Mission


INNOVATION,
MOBILE PUBLISHING,
COLLECTIVE INTELLIGENCE
AND ME


Humanity has never been as connected. The cell phone has become a mobile computer, the window through which you are watching the world, and also through which the world - or anyway parts of it - is watching you. 

Our handsets are feeding us information from the Net, and it feeds the Net information from us, by us, about us. 

We are becoming a part of a growing collective intelligence, which is conscious about space and time. This collective intelligence has an infrastructure: search engines enable people to find information, and social network applications enable communication between people, together enabling people to make collective research, collective reasoning, collective decisions, but also enabling fragmentation of these things, by empowering each single user. 

It's farewell to oblivion, information is no longer forgotten, and the access to information is becoming less of an issue than access to attention.

Throughout the 1900s, journalism - "the media" -  was the custodian and gatekeeper of the eyes and ears of the public discussion, by controlling the medium. No longer.

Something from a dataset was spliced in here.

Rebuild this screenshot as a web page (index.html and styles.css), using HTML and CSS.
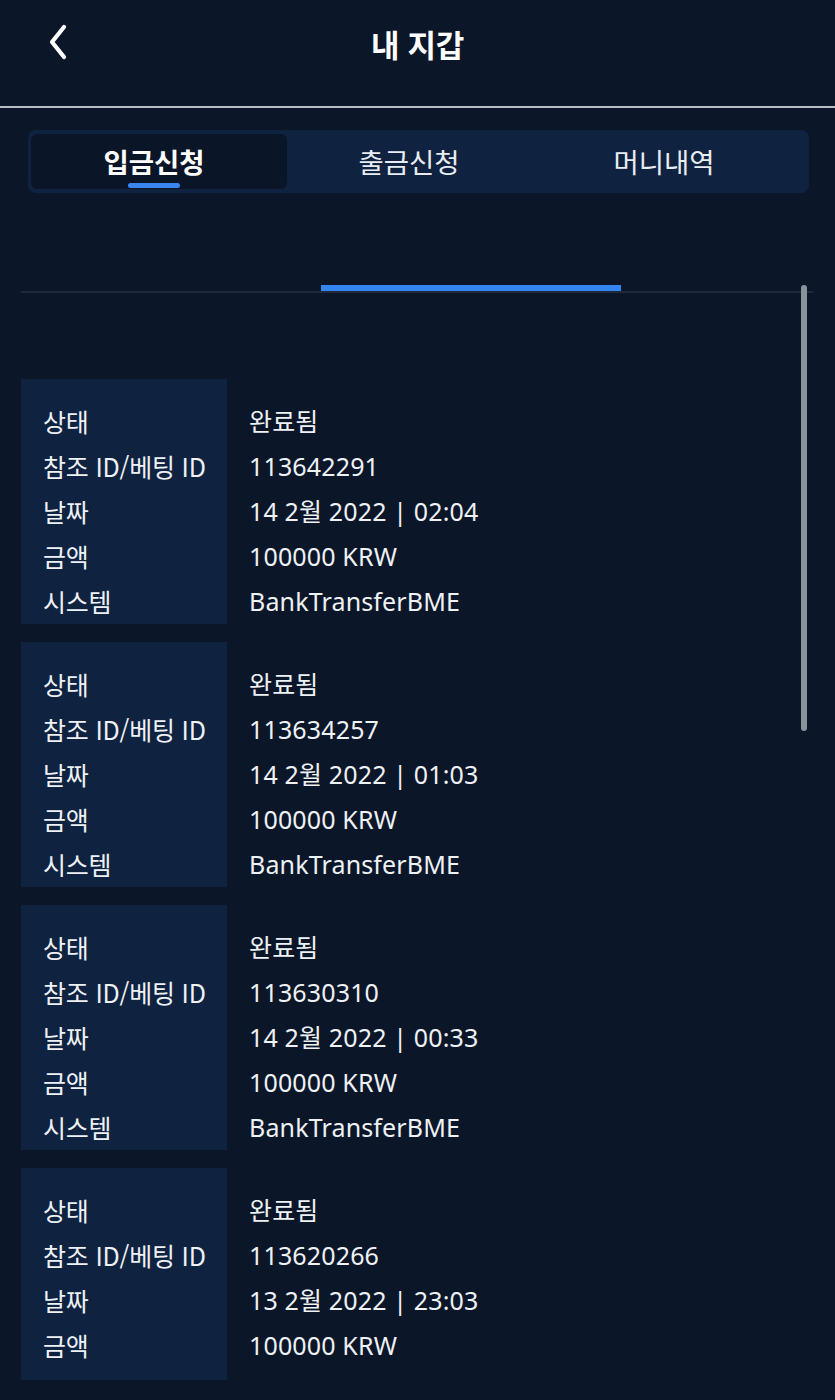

With over five billion cell phones in use, over 100 million smart phones sold per quarter (Q4 2010), 600 million Facebook users (Jan 2011), one billion Google search queries per day (Mar 2011) journalism is no longer a gatekeeper of mass communication and knowledge dissemination. As the impact of print and broadcast diminishes, gatekeeping is evaporating, and the business of journalism has joined the innovation economy. 

Sources of stories are increasingly building their own channels to the audience, redirecting their attention from "earned media" to "owned media". Does this mean that the control over the story is moving from the readers to the sources? Or is it in fact a democratization of the public story?

Understanding innovation is becoming more important, the ability for society to innovate determines its ability to compete. The innovation ecosystems are ruling the futures of all people on the planet, also in the short term. Innovation is not only offering people improvements in their lives, it is also posing a number of threats to both individuals and societies. 

At IJ-8 we will be discussing how journalism influences innovation and how innovation influences journalism in the light of these developments. 

All people with an interest in the issue are welcome, journalists, communicators, academic researchers, innovation analysts, stakeholders in innovation ecosystems, and others. We are looking forward to a vibrant multi-stakeholder discussion!